When dealing with embedded microcontrollers, you shouldn't be implementing filter topologies manually in your own code(assuming you will be heavily loading your CPU and don't have tons of cycles to spare). You should be using the hardware acceleration libraries for the processor which means you're limited to what they offer you.
In the case of ARM Cortex M's, the M4F and M7 have hardware DSP acceleration for filtering using the CMSIS library. For IIR filters the most processing efficient that they support is Direct Form I and II cascade biquads. If you implement your own filter topology with general software the performance will be terrible by comparison.
https://www.keil.com/pack/doc/CMSIS/DSP/html/group__groupFilters.htmlRegarding the 16-bits for transport, we're just going to have to agree to disagree. Dithering converts the what would have been truncation error (potentially audible, but still improbably anyway) into random noise. in other words, it raises the noise floor slightly. The noise floor also can only be heard (if at all) during quiet or empty passages. As soon as there is actual sound content, you can't hear the noise anymore in an overall well designed system. E.g. if the total SNR for the whole system, end to end, is better than 60dB you probably think a very high quality, silent system.
Yes, the SNR adds up from any component in the system but the vast majority comes from outside the digital audio path. In other words, accumulating some dithered noise from a dozen effects is going to to be far less than that in the analog part of the system which is subjectable to all kinda of EMI noise and interference. Your accumulated SNR in your 16-bit TRANSPORT paths are going to be probably putting the SNR between 70dB and 80dB. Your actual analog audio path as a whole is probably going to be struggling to meet 60dB SNR. Your standard passive guitar pickups are brutal for SNR from EMI, everything else almost doesn't matter at all.
Again, as above, using higher precision in certain local math calcuations is essential. Using the 32-bit floats for IIR coefficients is going to be way more accurate than 64-bit fixed-point integers but the computation will be way slower. The 64-bit integer CMSIS accelerated biquads are way faster than the 32-bit float accelerated biquads.
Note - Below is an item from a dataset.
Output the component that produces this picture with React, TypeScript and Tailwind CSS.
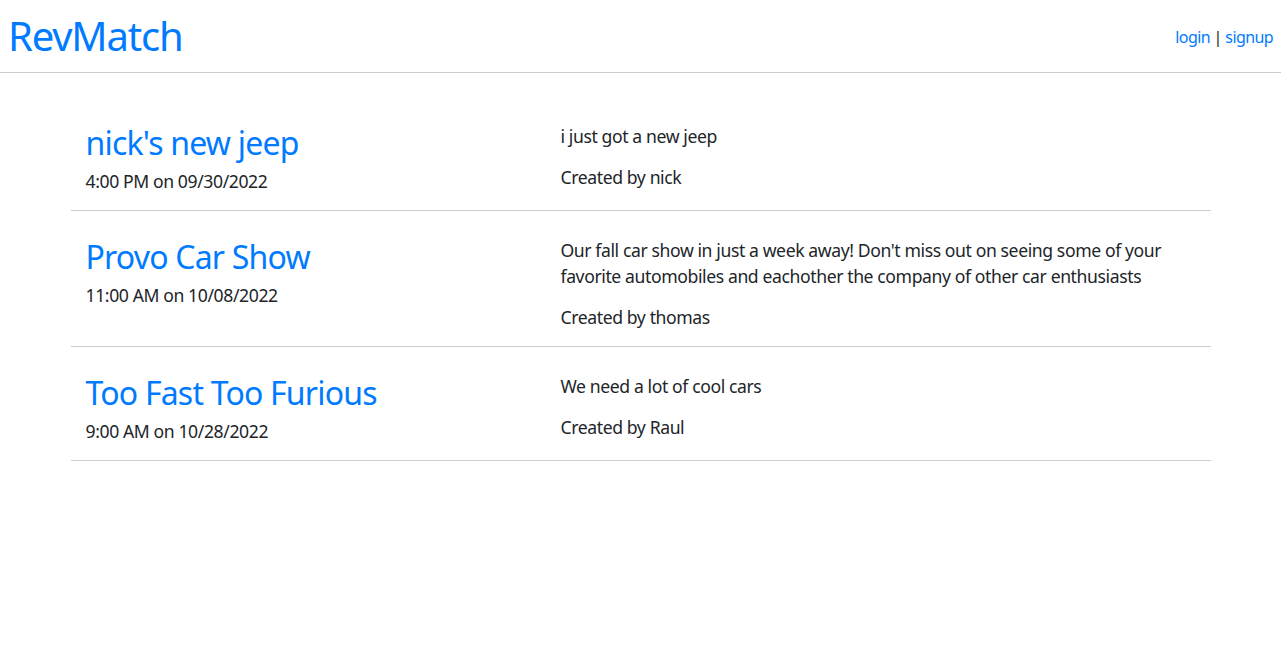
const events = [
  {
    title: "nick's new jeep",
    when: "4:00 PM on 09/30/2022",
    description: "i just got a new jeep",
    creator: "nick",
  },
  {
    title: "Provo Car Show",
    when: "11:00 AM on 10/08/2022",
    description:
      "Our fall car show in just a week away! Don't miss out on seeing some of your favorite automobiles and eachother the company of other car enthusiasts",
    creator: "thomas",
  },
  {
    title: "Too Fast Too Furious",
    when: "9:00 AM on 10/28/2022",
    description: "We need a lot of cool cars",
    creator: "Raul",
  },
];

export default function App() {
  return (
    <div className="min-h-screen bg-white font-['Segoe_UI','Noto_Sans',sans-serif] text-[#212529]">
      <header className="h-[73px] px-2 flex items-center justify-between border-b border-[#cccccc]">
        <a href="#" className="text-[40px] leading-[48px] tracking-[-1.2px] text-[#007bff]">
          RevMatch
        </a>
        <div className="text-base tracking-[-0.6px] mt-0.5">
          <a href="#" className="text-[#007bff]">login</a> |{" "}
          <a href="#" className="text-[#007bff]">signup</a>
        </div>
      </header>

      <div className="max-w-[1140px] mx-auto mt-6">
        {events.map((ev) => (
          <div key={ev.title} className="flex pt-6 pb-4 border-b border-[#cccccc]">
            <div className="w-5/12 px-[15px] pt-[3px]">
              <h2 className="text-[32px] leading-[38px] tracking-[-0.8px] text-[#007bff] mb-1.5">{ev.title}</h2>
              <div className="text-[17.6px] leading-[26px] tracking-[-0.4px]">{ev.when}</div>
            </div>
            <div className="w-7/12 px-[15px] pt-[2px] text-[17.6px] leading-[26px] tracking-[-0.4px]">
              <p className="mb-[15px]">{ev.description}</p>
              <p>Created by {ev.creator}</p>
            </div>
          </div>
        ))}
      </div>
    </div>
  );
}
Using as many bits as you need hear in the fastest computation possible is what good DSP designers do. Slowing down the CPU and memory transfers putting bits where they do give you must return (like as transport between effects) is not a good idea.
By using 24-bit transport when you don't need to on a compute-bound processor means you are using more more RAM, more CPU cycles moving data around, everything gets slower. This is going to potentially reduce how complex your algorithm can be as with embedded audio processing we always seem to need more compute speed. Would you rather have more accurate reverbs and distortion effects due to more compute intensive algorithms, or would you rather trade that for simpler, less advanced algorithms in order to save a few dB of SNR buried so low you can't hear them anyway?